Tri-Creek School Corp. food service director Judy Knight said she believes the high school students don't want to be told what to eat.
"They were rude to cashiers last year when they were told they had to take a fruit or vegetable," Knight said. "They are getting more used to it now. Last year, it was a problem. I haven't heard any complaints this year."
Some school districts — including Griffith Public Schools, Lake Ridge Schools and the Metropolitan School District of Boone Township in Hebron — outsource food service to private firm Chartwells.
Griffith food service director Amber Wixson said some of the kids have been "slightly resistant."
Toni Rattray, who oversees the food program in Hebron and Lake Ridge Schools, said neither district lost money as a result of students not eating the food.
The Gary Community School Corp. switched from Chartwells this year to SodexoMAGIC, LLC. A partner in first lady Michelle Obama's "Let's Move" campaign, SodexoMAGIC says it offers a variety of fresh and nutritious options.
Gary Schools spokeswoman Charmella Greer estimated about 4,900 students are participating in the food program.
Some Hebron High School students rejected the Chartwells lunch in favor of not eating or making their own lunch. Other students found the meals tasty.
Hebron sophomore Brandon Maksimovich, 16, picked up a bottle of apple juice and a slice of pizza at a recent lunch.
"I don't eat the rest of it. The pizza is pretty good. I usually skip breakfast, have a slice of pizza every day at lunch and have dinner at home," he said.
Junior Danny Wallace, 17, had the chocolate milk, an apple, a salad and a slice of pizza. Wallace, on the school's wrestling team, said he tries to eat healthy foods because he's an athlete.
Junior Matt Frey, 16, said the pizza is too greasy, and he doesn't eat lunch unless a vegetable he likes is available.
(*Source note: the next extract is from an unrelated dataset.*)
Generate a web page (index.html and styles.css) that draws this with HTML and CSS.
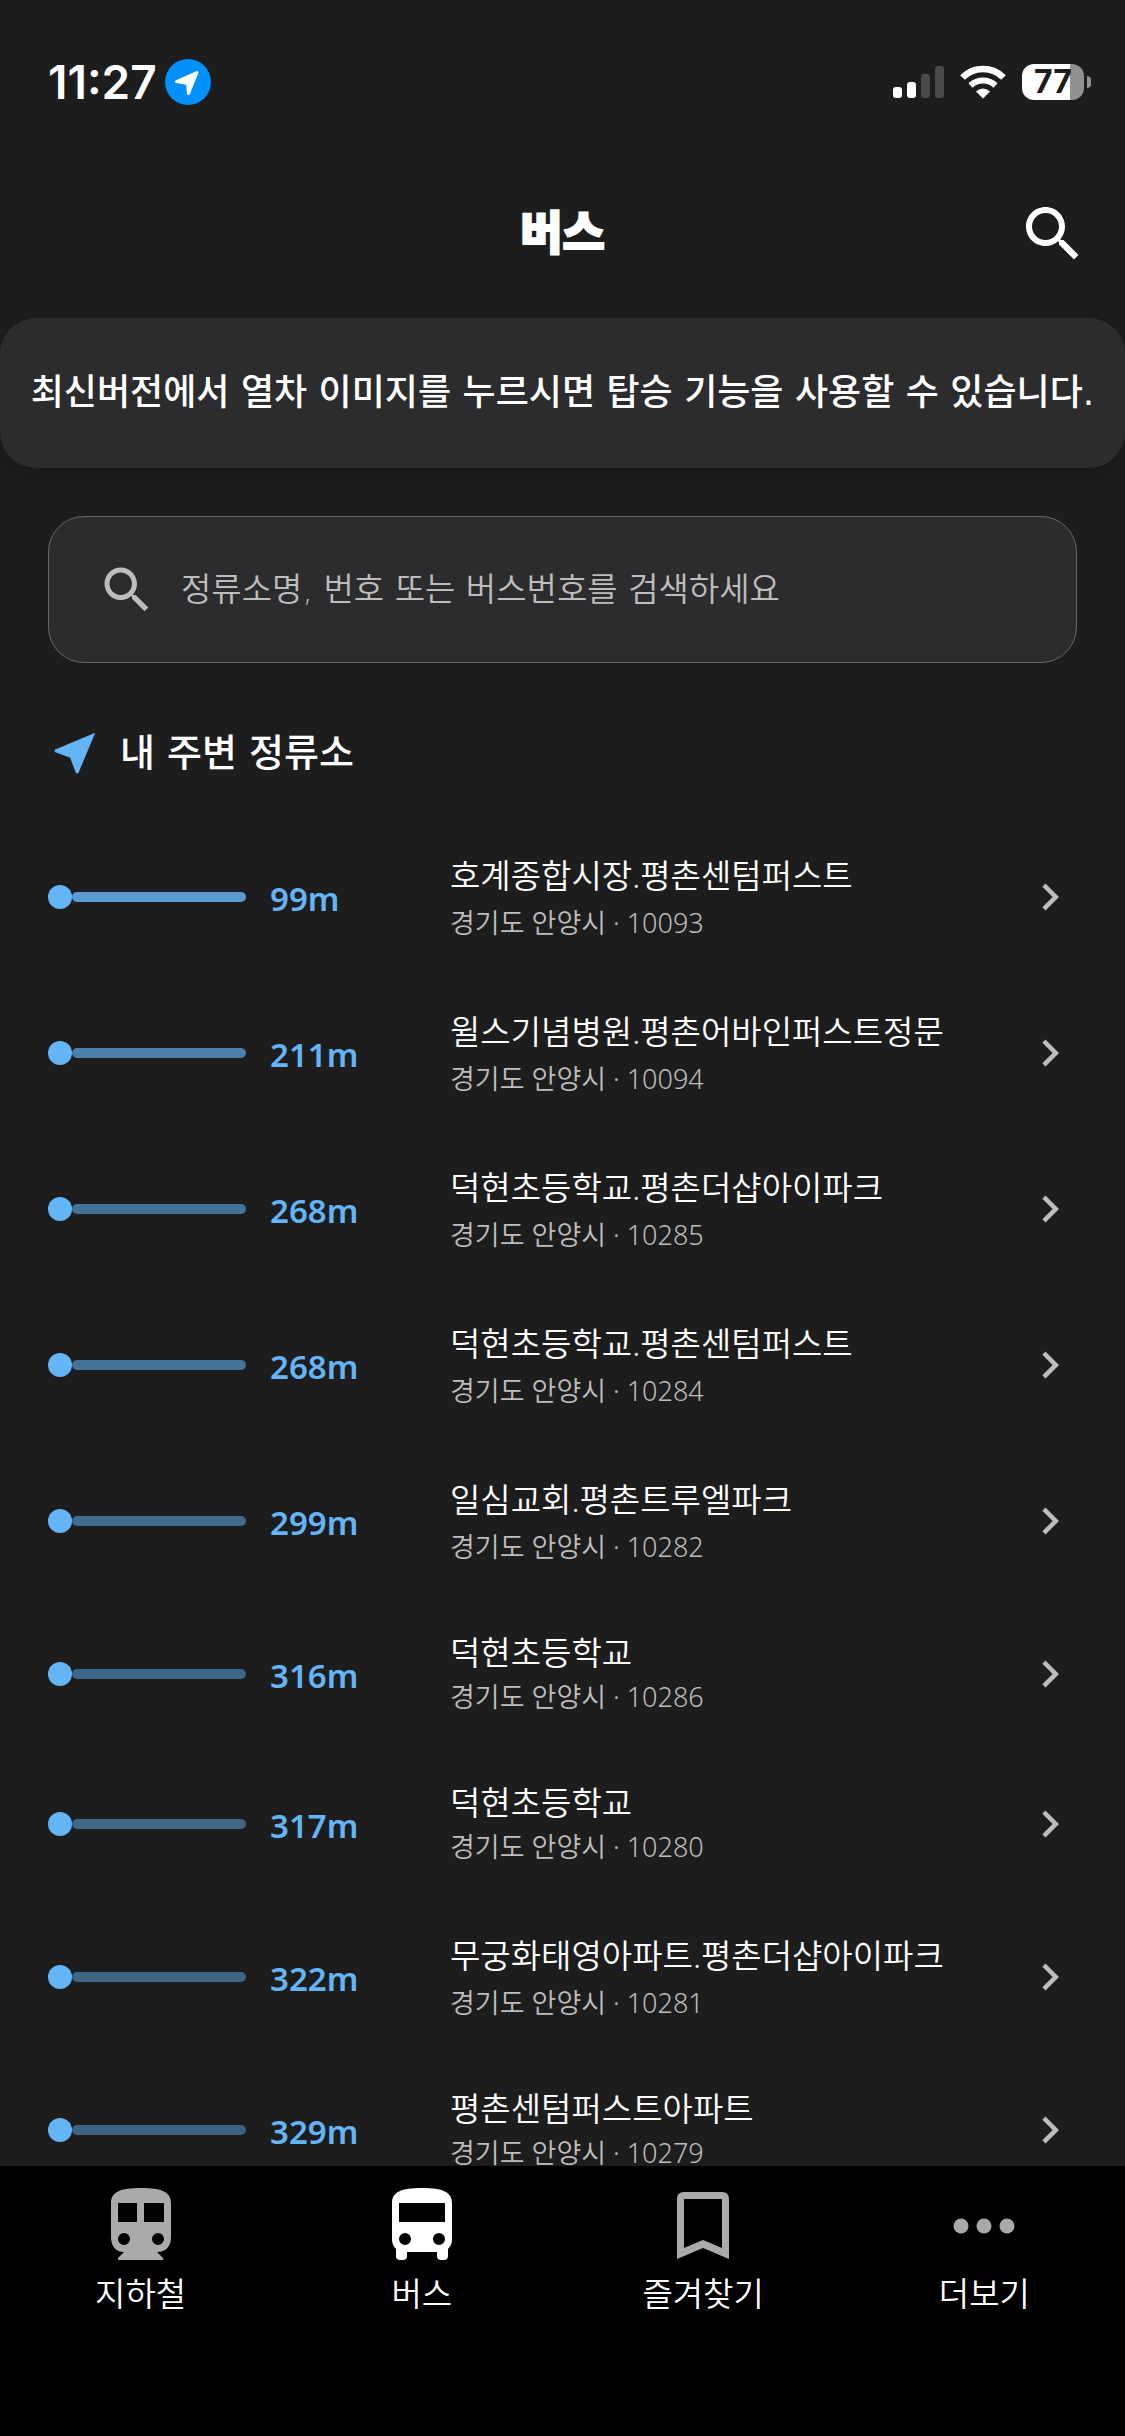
FILE: index.html
```html
<!DOCTYPE html>
<html lang="ko">
<head>
    <meta charset="UTF-8">
    <meta name="viewport" content="width=device-width, initial-scale=1.0">
    <title>버스</title>
    <link rel="stylesheet" href="styles.css">
</head>
<body>
    <!-- Status bar -->
    <div class="status-bar">
        <div class="status-left">
            <span class="clock">11:27</span>
            <svg class="location" viewBox="0 0 46 46">
                <circle cx="23" cy="23" r="23" fill="#0091ff"/>
                <path d="M11.500 22.500L32 13.500L23.500 34.500L22.500 24.500Z" fill="#fff" stroke="#fff" stroke-width="3" stroke-linejoin="round"/>
            </svg>
        </div>
        <div class="status-right">
            <svg class="signal" viewBox="0 0 51 32">
                <rect x="0" y="21" width="9" height="11" rx="3" fill="#fff"/>
                <rect x="14" y="16" width="9" height="16" rx="3" fill="#fff"/>
                <rect x="28" y="8" width="9" height="24" rx="3" fill="#4a4a4b"/>
                <rect x="42" y="0" width="9" height="32" rx="3" fill="#4a4a4b"/>
            </svg>
            <svg class="wifi" viewBox="0 0 46 34">
                <path d="M2.500 12.500A29 29 0 0 1 43.500 12.500" fill="none" stroke="#fff" stroke-width="6.500"/>
                <path d="M10.500 20.500A18 18 0 0 1 35.500 20.500" fill="none" stroke="#fff" stroke-width="6"/>
                <path d="M16 26.500Q23 20.500 30 26.500L23 33.500Z" fill="#fff"/>
            </svg>
            <div class="battery"><span class="battery-level">77</span></div>
            <div class="battery-cap"></div>
        </div>
    </div>

    <!-- Title bar -->
    <header class="app-bar">
        <h1>버스</h1>
        <button class="icon-btn" type="button" aria-label="검색">
            <svg viewBox="0 0 24 24"><path d="M15.500 14h-.79l-.28-.27C15.410 12.590 16 11.110 16 9.500 16 5.910 13.090 3 9.500 3S3 5.910 3 9.500 5.910 16 9.500 16c1.610 0 3.090-.59 4.230-1.570l.27.28v.79l5 4.990L20.490 19l-4.990-5zm-6 0C7.010 14 5 11.990 5 9.500S7.010 5 9.500 5 14 7.010 14 9.500 11.990 14 9.500 14z"/></svg>
        </button>
    </header>

    <div class="notice">최신버전에서 열차 이미지를 누르시면 탑승 기능을 사용할 수 있습니다.</div>

    <main>
        <label class="search">
            <svg viewBox="0 0 24 24"><path d="M15.500 14h-.79l-.28-.27C15.410 12.590 16 11.110 16 9.500 16 5.910 13.090 3 9.500 3S3 5.910 3 9.500 5.910 16 9.500 16c1.610 0 3.090-.59 4.230-1.570l.27.28v.79l5 4.990L20.490 19l-4.990-5zm-6 0C7.010 14 5 11.990 5 9.500S7.010 5 9.500 5 14 7.010 14 9.500 11.990 14 9.500 14z"/></svg>
            <input type="text" placeholder="정류소명, 번호 또는 버스번호를 검색하세요" aria-label="정류소 검색">
        </label>

        <h2>
            <svg viewBox="0 0 24 24"><path d="M21 3L3 10.530v.98l6.840 2.650L12.480 21h.98L21 3z"/></svg>
            내 주변 정류소
        </h2>

        <!-- Nearby stops -->
        <ul class="stops">
            <li><a class="stop" href="#10093">
                <span class="line" style="opacity: 0.83"></span>
                <span class="distance">99m</span>
                <span class="info"><span class="name split">호계종합시장.평촌센텀퍼스트</span><span class="area">경기도 안양시 · 10093</span></span>
                <svg class="chevron" viewBox="0 0 24 24"><path d="M10 6L8.590 7.410 13.170 12l-4.580 4.590L10 18l6-6z"/></svg>
            </a></li>
            <li><a class="stop" href="#10094">
                <span class="line" style="opacity: 0.65"></span>
                <span class="distance">211m</span>
                <span class="info"><span class="name split">윌스기념병원.평촌어바인퍼스트정문</span><span class="area">경기도 안양시 · 10094</span></span>
                <svg class="chevron" viewBox="0 0 24 24"><path d="M10 6L8.590 7.410 13.170 12l-4.580 4.590L10 18l6-6z"/></svg>
            </a></li>
            <li><a class="stop" href="#10285">
                <span class="line" style="opacity: 0.56"></span>
                <span class="distance">268m</span>
                <span class="info"><span class="name split">덕현초등학교.평촌더샵아이파크</span><span class="area">경기도 안양시 · 10285</span></span>
                <svg class="chevron" viewBox="0 0 24 24"><path d="M10 6L8.590 7.410 13.170 12l-4.580 4.590L10 18l6-6z"/></svg>
            </a></li>
            <li><a class="stop" href="#10284">
                <span class="line" style="opacity: 0.56"></span>
                <span class="distance">268m</span>
                <span class="info"><span class="name split">덕현초등학교.평촌센텀퍼스트</span><span class="area">경기도 안양시 · 10284</span></span>
                <svg class="chevron" viewBox="0 0 24 24"><path d="M10 6L8.590 7.410 13.170 12l-4.580 4.590L10 18l6-6z"/></svg>
            </a></li>
            <li><a class="stop" href="#10282">
                <span class="line" style="opacity: 0.51"></span>
                <span class="distance">299m</span>
                <span class="info"><span class="name split">일심교회.평촌트루엘파크</span><span class="area">경기도 안양시 · 10282</span></span>
                <svg class="chevron" viewBox="0 0 24 24"><path d="M10 6L8.590 7.410 13.170 12l-4.580 4.590L10 18l6-6z"/></svg>
            </a></li>
            <li><a class="stop" href="#10286">
                <span class="line" style="opacity: 0.48"></span>
                <span class="distance">316m</span>
                <span class="info"><span class="name">덕현초등학교</span><span class="area">경기도 안양시 · 10286</span></span>
                <svg class="chevron" viewBox="0 0 24 24"><path d="M10 6L8.590 7.410 13.170 12l-4.580 4.590L10 18l6-6z"/></svg>
            </a></li>
            <li><a class="stop" href="#10280">
                <span class="line" style="opacity: 0.48"></span>
                <span class="distance">317m</span>
                <span class="info"><span class="name">덕현초등학교</span><span class="area">경기도 안양시 · 10280</span></span>
                <svg class="chevron" viewBox="0 0 24 24"><path d="M10 6L8.590 7.410 13.170 12l-4.580 4.590L10 18l6-6z"/></svg>
            </a></li>
            <li><a class="stop" href="#10281">
                <span class="line" style="opacity: 0.47"></span>
                <span class="distance">322m</span>
                <span class="info"><span class="name split">무궁화태영아파트.평촌더샵아이파크</span><span class="area">경기도 안양시 · 10281</span></span>
                <svg class="chevron" viewBox="0 0 24 24"><path d="M10 6L8.590 7.410 13.170 12l-4.580 4.590L10 18l6-6z"/></svg>
            </a></li>
            <li><a class="stop" href="#10279">
                <span class="line" style="opacity: 0.46"></span>
                <span class="distance">329m</span>
                <span class="info"><span class="name">평촌센텀퍼스트아파트</span><span class="area">경기도 안양시 · 10279</span></span>
                <svg class="chevron" viewBox="0 0 24 24"><path d="M10 6L8.590 7.410 13.170 12l-4.580 4.590L10 18l6-6z"/></svg>
            </a></li>
        </ul>
    </main>

    <!-- Bottom tabs -->
    <nav class="tabs">
        <a class="tab" href="#subway">
            <svg viewBox="0 0 72 72"><path fill-rule="evenodd" d="M36 0C15 0 6 4 6 15V49C6 58 11 64 19 64L13 70V72H58V70L52 64C61 64 66 58 66 49V15C66 4 57 0 36 0ZM13 15H32V34H13ZM39 15H59V34H39ZM19 45A6 6 0 1 0 19 57A6 6 0 1 0 19 45ZM53 45A6 6 0 1 0 53 57A6 6 0 1 0 53 45Z"/></svg>
            지하철
        </a>
        <a class="tab active" href="#bus">
            <svg viewBox="0 0 72 72"><path fill-rule="evenodd" d="M36 0C15 0 6 4 6 15V52C6 56 8 59 10 61V68Q10 72 14 72H17Q21 72 21 68V64H51V68Q51 72 55 72H58Q62 72 62 68V61C64 59 66 56 66 52V15C66 4 57 0 36 0ZM13 15H59V34H13ZM19 45A6 6 0 1 0 19 57A6 6 0 1 0 19 45ZM53 45A6 6 0 1 0 53 57A6 6 0 1 0 53 45Z"/></svg>
            버스
        </a>
        <a class="tab" href="#favorites">
            <svg viewBox="0 0 72 72"><path fill-rule="evenodd" d="M17 4H55Q62 4 62 11V71L36 60L10 71V11Q10 4 17 4ZM17 11V60L36 52L55 60V11Z"/></svg>
            즐겨찾기
        </a>
        <a class="tab" href="#more">
            <svg viewBox="0 0 72 72"><circle cx="13" cy="38" r="7.500"/><circle cx="36" cy="38" r="7.500"/><circle cx="59" cy="38" r="7.500"/></svg>
            더보기
        </a>
    </nav>
</body>
</html>
```

FILE: styles.css
```css
* {
    box-sizing: border-box;
}
body {
    margin: 0;
    height: 100vh;
    display: flex;
    flex-direction: column;
    overflow: hidden;
    background: #1d1d1e;
    color: #fff;
    font-family: "Noto Sans", "Noto Sans CJK KR", sans-serif;
}
svg {
    display: block;
    flex-shrink: 0;
    fill: currentColor;
}
a {
    color: inherit;
    text-decoration: none;
}
.status-bar {
    display: flex;
    justify-content: space-between;
    align-items: center;
    height: 164px;
    padding: 0 34px 0 48px;
    font-family: Inter, sans-serif;
    flex-shrink: 0;
}
.status-left, .status-right {
    display: flex;
    align-items: center;
}
.status-left {
    gap: 8px;
}
.clock {
    font-size: 46px;
    font-weight: 600;
}
.location {
    width: 46px;
    height: 46px;
}
.signal {
    width: 51px;
    height: 32px;
}
.wifi {
    width: 46px;
    height: 34px;
    margin: 0 16px;
}
.battery {
    width: 62px;
    height: 36px;
    border-radius: 12px;
    background: linear-gradient(to right, #fff 77%, #929293 77%);
    color: #1d1d1e;
    text-align: center;
}
.battery-level {
    font-size: 32px;
    font-weight: 700;
    line-height: 36px;
}
.battery-cap {
    width: 4px;
    height: 12px;
    margin-left: 3px;
    border-radius: 0 4px 4px 0;
    background: #929293;
}
.app-bar {
    display: grid;
    grid-template-columns: 72px 1fr 72px;
    align-items: center;
    height: 154px;
    padding: 0 36px 14px;
    flex-shrink: 0;
}
.app-bar h1 {
    grid-column: 2;
    margin: 0;
    padding-bottom: 6px;
    font-size: 46px;
    font-weight: 900;
    line-height: 66px;
    text-align: center;
    -webkit-text-stroke: 2px #fff;
}
.icon-btn {
    width: 72px;
    height: 72px;
    padding: 0;
    border: none;
    background: none;
    color: #fff;
    cursor: pointer;
}
.notice {
    flex-shrink: 0;
    padding: 48px 24px;
    border-radius: 36px;
    background: #2c2c2e;
    box-shadow: 0 6px 24px rgba(0, 0, 0, 0.15);
    font-size: 36px;
    font-weight: 500;
    line-height: 54px;
    text-align: center;
    white-space: nowrap;
}
.notice, .search, h2 {
    font-family: "DejaVu Sans", "Noto Sans CJK KR", sans-serif;
}
main {
    flex: 1;
    min-height: 0;
    padding: 48px 48px 0;
    overflow: hidden;
}
.search {
    display: flex;
    align-items: center;
    gap: 24px;
    height: 147px;
    padding: 0 48px;
    border: 1px solid #68686a;
    border-radius: 36px;
    background: #2c2c2e;
    color: #bdbdbd;
}
.search svg {
    width: 60px;
    height: 60px;
}
.search input {
    flex: 1;
    min-width: 0;
    padding: 0;
    border: none;
    outline: none;
    background: none;
    color: #fff;
    font-family: inherit;
    font-size: 33px;
    font-weight: 350;
}
.search input::placeholder {
    color: #bdbdbd;
    opacity: 1;
}
h2 {
    display: flex;
    align-items: center;
    gap: 18px;
    margin: 63px 0 39px;
    font-size: 38px;
    font-weight: 500;
    line-height: 54px;
}
h2 svg {
    width: 54px;
    height: 54px;
    color: #64b5f6;
}
.stops {
    margin: 0;
    padding: 0;
    list-style: none;
}
.stop {
    display: grid;
    grid-template-columns: 24px 174px 204px 1fr 54px;
    align-items: center;
    padding: 27px 0;
}
.stop::before {
    content: "";
    width: 24px;
    height: 24px;
    border-radius: 50%;
    background: #64b5f6;
}
.line {
    height: 10px;
    border-radius: 5px;
    background: #64b5f6;
}
.distance {
    padding: 2px 0 0 24px;
    color: #64b5f6;
    font-size: 33px;
    font-weight: 600;
}
.info {
    padding-bottom: 8px;
    font-weight: 350;
}
.name, .area {
    display: block;
    white-space: nowrap;
}
.name {
    font-size: 33px;
    line-height: 54px;
}
.name.split {
    line-height: 60px;
}
.area {
    color: #bdbdbd;
    font-size: 27px;
    line-height: 34px;
}
.chevron {
    width: 54px;
    height: 54px;
    color: #bdbdbd;
}
.tabs {
    display: grid;
    grid-template-columns: repeat(4, 1fr);
    flex-shrink: 0;
    height: 270px;
    padding-top: 22px;
    background: #000;
}
.tab {
    display: flex;
    flex-direction: column;
    align-items: center;
    gap: 10px;
    font-size: 33px;
    font-weight: 350;
    line-height: 48px;
}
.tab svg {
    width: 72px;
    height: 72px;
    color: #aaa;
}
.tab.active svg {
    color: #fff;
}
```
Duneland School Corp. food service director Kay Nallenweg said the response to the cafeteria food varies with the age group.
"Our seventh- and eighth-graders are less responsive," Nallenweg said. "They are the most leery. They will throw it away. There is a lot of waste, but we absolutely would not get out of the federal program."
Nallenweg said the high school students don't seem to have a problem with the food.
"With all of the emphasis on childhood obesity, parents are serving healthier food at home," she said. "By the time they get to middle school, they'll be OK. I think they are going to grow up expecting to get the healthier food."